Foundations of Big Data and Python for Analytics
From the big data models python curriculum · Updated May 31, 2026
Foundations of Big Data and Python for Analytics
TL;DR
You'll understand what makes data "big" and why traditional tools break when dealing with it. You'll know which Python libraries handle different types of big data problems. You'll be able to choose the right approach for datasets that don't fit in memory.
1. The Mental Model
Big data isn't just "lots of data" — it's data that breaks your normal tools. When your laptop crashes trying to load a CSV, when your database queries time out, when your pandas DataFrame throws a memory error — that's big data. The solution isn't always "get a bigger computer" — it's often "use different tools that work smarter, not harder."
2. The Core Material
What Actually Makes Data "Big"
The classic definition uses three V's, but let's be practical. Your data is "big" when:
- Volume: It doesn't fit in your computer's RAM (usually >8-16GB for most laptops)
- Velocity: It's streaming in faster than you can process it
- Variety: It's messy, unstructured, or comes from many different sources
A fourth V matters too: Veracity — the data might be dirty, incomplete, or unreliable.

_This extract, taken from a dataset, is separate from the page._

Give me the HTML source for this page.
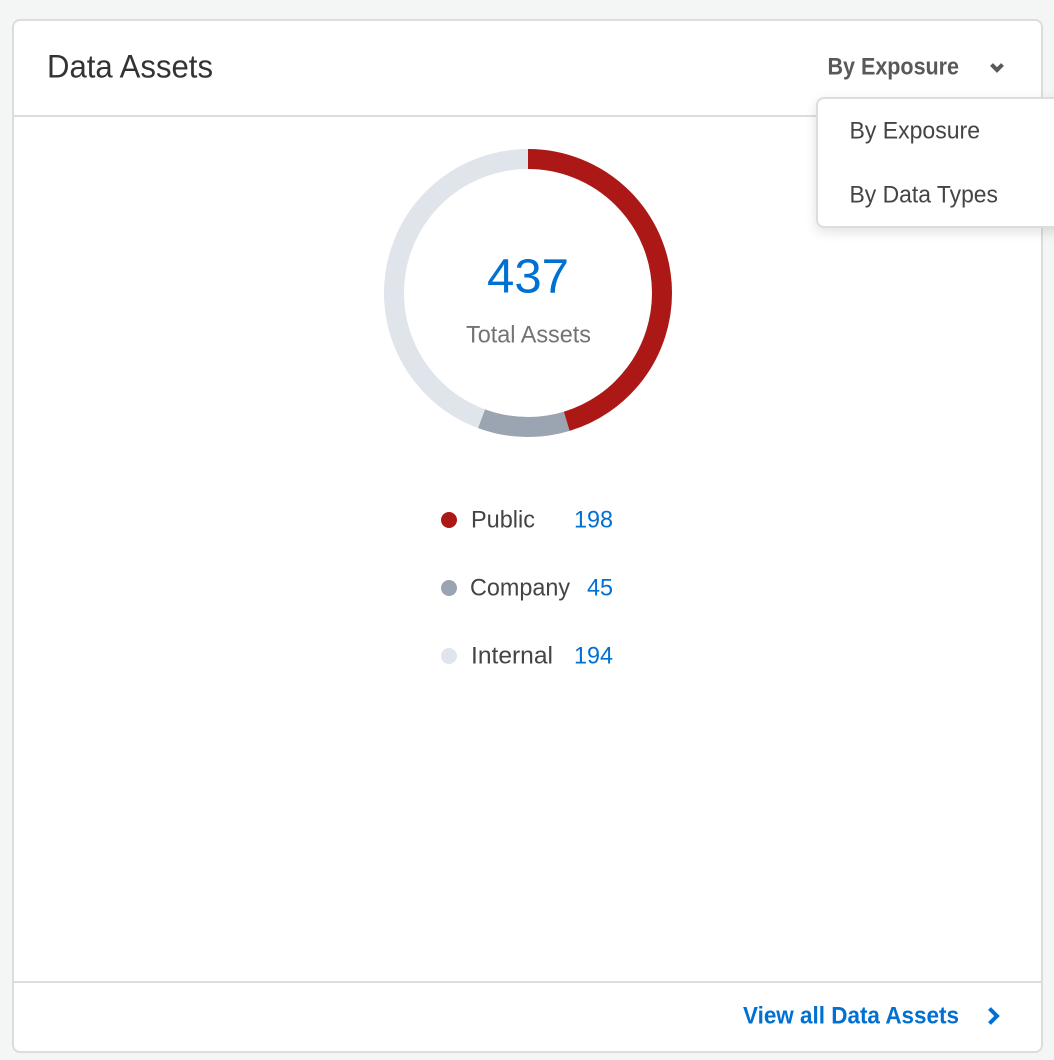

The Python Big Data Ecosystem
For datasets larger than RAM:
- Pandas + chunking: Still pandas, but reading files piece by piece
- Dask: Like pandas, but splits work across cores and machines
- Polars: Faster than pandas, uses lazy evaluation
- Vaex: Built for billion-row datasets, visualizes data without loading it all
For distributed computing:
- PySpark: Python wrapper for Apache Spark, handles massive datasets across clusters
- Ray: Modern alternative to Spark, better for machine learning workloads
For streaming data:
- Kafka-Python: Connects to Apache Kafka streams
- Apache Beam: Handles both batch and streaming data
For specific use cases:
- Modin: Drop-in pandas replacement that uses all your CPU cores
- CuDF: GPU-accelerated pandas (requires NVIDIA GPU)
Memory vs. Speed Trade-offs
Traditional pandas loads everything into RAM for speed. Big data tools make different trade-offs:
- Lazy evaluation: Tools like Dask and Polars build a plan of what to do, then execute only when you ask for results
- Columnar storage: Formats like Parquet store data by column, making analytics queries much faster
- Chunking: Process data in small pieces, combining results at the end
- Distributed processing: Split work across multiple machines
flowchart TD
A["Data Source"] --> B["Too big for pandas?"]
B -->|No| C["Use pandas"]
B -->|Yes| D["Streaming or batch?"]
D -->|Batch| E["Fits on one machine?"]
D -->|Streaming| F["Kafka/Beam"]
E -->|Yes| G["Dask/Polars"]
E -->|No| H["PySpark/Ray"]
3. Worked Example
Let's say you have a 50GB CSV file of customer transactions that crashes pandas. Here's how different tools handle it:
Pandas with chunking:
import pandas as pd
# Read in 100,000 row chunks
total_revenue = 0
chunk_size = 100000
for chunk in pd.read_csv('huge_transactions.csv', chunksize=chunk_size):
total_revenue += chunk['amount'].sum()
print(f"Total revenue: ${total_revenue:,.2f}")
Dask (looks like pandas but works distributed):
import dask.dataframe as dd
# Lazy loading - doesn't read the file yet
df = dd.read_csv('huge_transactions.csv')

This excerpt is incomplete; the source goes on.